Story and Photos by Mad Mac 10/25/04
Be sure to click on the small pictures on this page for larger pictures and a different perspective.
The two side rails make it easier to ride up into your truck and the arch helps avoid hanging high center. The first couple of times I used them, I moved the right side rail to the left side so that I had a 24" wide platform on which to stand while unloading. Later, after watching my friends unload their V-Maxes at a rally, I learned how to roll out backwards while sitting on the bike, a technique not endorsed by Ramp Master.
With my Nissan pickup 6-foot bed, these 7-1/2 foot ramps fit
diagonally with the tailgate closed.
Loaded with my V-Max, I could not close the tailgate anyway, and the ramps stowed next to the bike without extending beyond the edge of the open tailgate.
Because the three rails are separate, they are easy to handle,
store standing on end or stack.
You can position the rails to load other equipment such as 3 or 4 wheel ATV's or riding lawnmowers.
Safety cables keep them from slipping off the lip of a tailgate.

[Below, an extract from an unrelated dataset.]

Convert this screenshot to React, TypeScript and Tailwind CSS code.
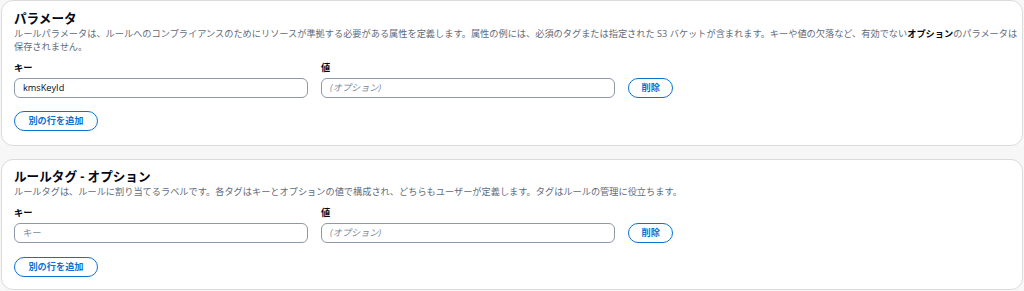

Sturdy fluted treads welded to the aluminum rails form a secure platform and provide good traction for vehicles and people.
A pad on the generous flange protects the tailgate.
The gentle, progressive arch of the ramps allows all but the lowest motorcycles to ride up without hanging high center.
The center rail is rated for 1,500 pounds and each of the two side rails is rated for 600 pounds, a total of 2,700 pounds. The center rail alone can support a heavy man on a large motorcycle, but who would want to try to do that. The side rails are very reassuring.
These ramps are great for trailers, small trucks or standard trucks, but if your truck is very tall, such as some 4X4s, longer, folding ramps may be a better, safer choice, such as Ramp Master's 122" ramps.
You can find less expensive ramps, but I do believe there are none better.